My first reaction is to make it easy for myself by writing all times in Eastern time and scheduling releases and deadlines on my schedule. This does have benefits. The most important is that it is easier to respond to problems in the delivery of the lesson. Say I release a week at 8:00 PM EDT, if there are problems with the lesson they may not be addressed till the next morning when I wake up and have a look.
There are numerous issues with Eastern time. The first is complicated math. Students must figure out the equation to translate from Eastern time to their local time. While that sounds trivial it can actually be quite complicated. I know that I have trouble with "time zone math" even though I pride myself on my mathematical abilities. The second issue is daylight savings time, which we just entered, and which just caused numerous people to miss an important deadline. The third issue is the 12 hour clock, by using a twelve hour clock and AM/PM the math becomes even more difficult.

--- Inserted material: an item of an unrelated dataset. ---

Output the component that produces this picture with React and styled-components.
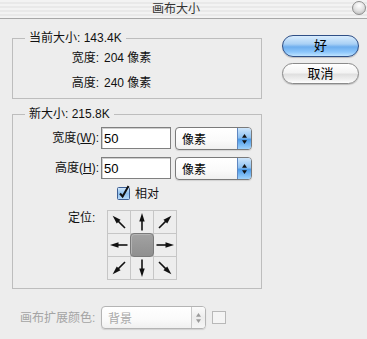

How are we to be fair? The only way I can imagine to be fair is to use our worldwide time standard(UTC), and always use a 24 hour clock.. With this decided, I must reformulate all deadlines.
This actually brings up two questions:
1. If I say the week's lessons releases on Friday, what time on Friday, and in what time zone?
- My preference would be to have my local Friday to release the content, 12:00 noon would be nice.
- To be fair I will release it at 00:00 UTC Saturday which ends up being 8:00 PM on Friday Eastern Daylight Time.
- My preference would be to say 6:00 PM EDT, nice and clean for me.
- To be fair, I will set any Monday due date to be due on Tuesday 00:00 UTC.
- The week's video lectures will be released at 00:00 UTC on Saturdays.
- Peer review assessments deadline is 00:00 UTC on Saturdays.
- Assignment deadline is 00:00 UTC on Tuesday.
- Quiz deadline is 00:00 UTC on Tuesday.
- Quizzes will be accepted up to one day late: 00:00 UTC on Wednesday.
To facilitate easy coordination of calendars, I have also created a Google calendar that will be embedded in the schedule page and I will include XML HTML and iCal links in the class schedule announcement.
Honestly, I have not been clear enough or made it easy enough for the community to know the deadlines. Mainly this is because I had not given it enough thought(a major mistake in my preparation). To be effective, a mooc teacher must have a habit of global thinking. This has become a major challenge for me and I am delighted to take on this kind of thinking. As the planet's population becomes more connected we will have to become sensitive to timezones and how we schedule. This is a benefit for me as a teacher of a mooc, but also a lesson that we can transfer on to our students.
In considering my solution I do find it euro-centric, and I hate to continue that tradition, but the benefits of easy math for all and a clean time/date policy are enough to convince me that it is the correct solution.
The next challenge is announcing this to the class in an "unmisunderstandable" way.
Finally, I have decided to include the students in this blog itself. I want to be open and clear and if students want to see my justification for setting the schedule this way they can view this post. So, I will include a link to this post in the class scheduling announcement.